Helaman Casuga

No. 16 – Texas A&M Aggies
- Position: Quarterback
- Class: Freshman

Personal information
- Born: July 9, 2007 (age 19)
- Listed height: 6 ft 0 in (1.83 m)
- Listed weight: 200 lb (91 kg)

Career information
- High school: Corner Canyon (Draper, Utah)
- College: Texas A&M (2026–present);

Awards and highlights
- Polynesian High School Football Player of the Year (2025);

= Helaman Casuga =

American football player (born 2007)

Helaman Casuga (born July 9, 2007) is an American college football quarterback for the Texas A&M Aggies.

== Early life ==
Casuga began playing high school football at Timpview High School in Provo, Utah and lettered both years.
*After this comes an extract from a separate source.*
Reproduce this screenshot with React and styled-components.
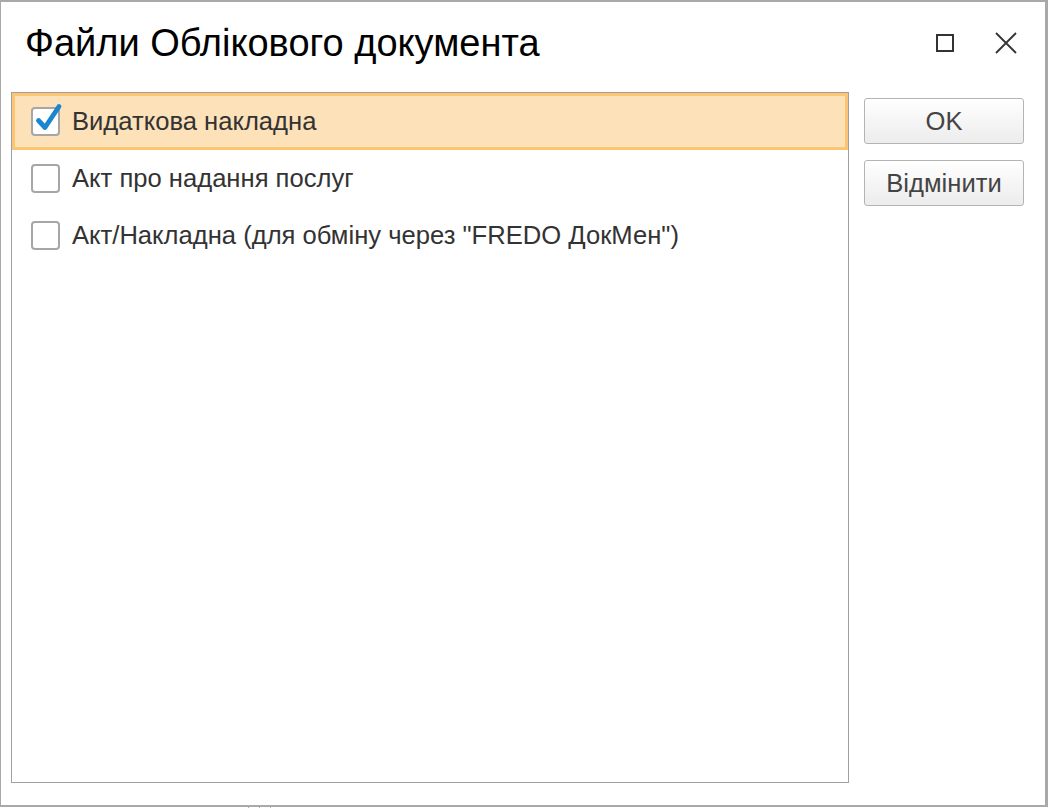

Casuga began starting for Timpview during his freshman year and completed 70.6% for 2,330 yards and 26 TD that season. The following year, Casuga passed for 4,135 passing yards and 33 touchdowns.

Before the 2024 season, Casuga transferred to Corner Canyon High School in Draper, Utah where he would play the following two seasons. As a junior, Casuga passed for 1,617 yards and 18 touchdowns before missing the second half of the season due to injury. Casuga qualified for the Elite 11 Finals during the summer before his senior year. At the competition, he was named On3's Elite 11 Day 2 MVP. During his senior season, Casuga completed 68.2 percent of his passes for 3,487 yards and 37 touchdowns against just nine interceptions. Following the season, Casuga was named the Polynesian High School Football Player of the Year.

Casuga won the UHSAA 5A state football title in 2023 and the 6A state title in 2024 and 2025. He also led Timpview to finish the 2022 season as the 5A championship runner-up.

Casuga was a consensus four-star prospect and ranked as a top 20 quarterback prospect according to Rivals/On3, 247Sports, and ESPN. He received offers from a number of Power Four programs such as BYU, Oregon, and Texas A&M. He ultimately committed to Texas A&M on October 17, 2024. Despite the departure of offensive coordinator Collin Klein, Casuga remained firm in his commitment. He signed with the Aggies on December 3, 2025.

College recruiting
| Name | Hometown | School | Height | Weight | Commit date |
| Helaman Casuga QB | Provo, Utah | Corner Canyon | 6 ft 1 in (1.85 m) | 200 lb (91 kg) | Oct 17, 2024 |
Recruit ratings: Rivals: 247Sports: ESPN: (81)

== College career ==
Casuga enrolled early at Texas A&M joining the Aggies in January, where he competed for the backup quarterback role against sophomore Brady Hart.

== Personal life ==
Casuga is the son of son of Nephi and Lorie Casuga. He is of Hawaiian descent. He is a member of the Church of Jesus Christ of Latter Day Saints.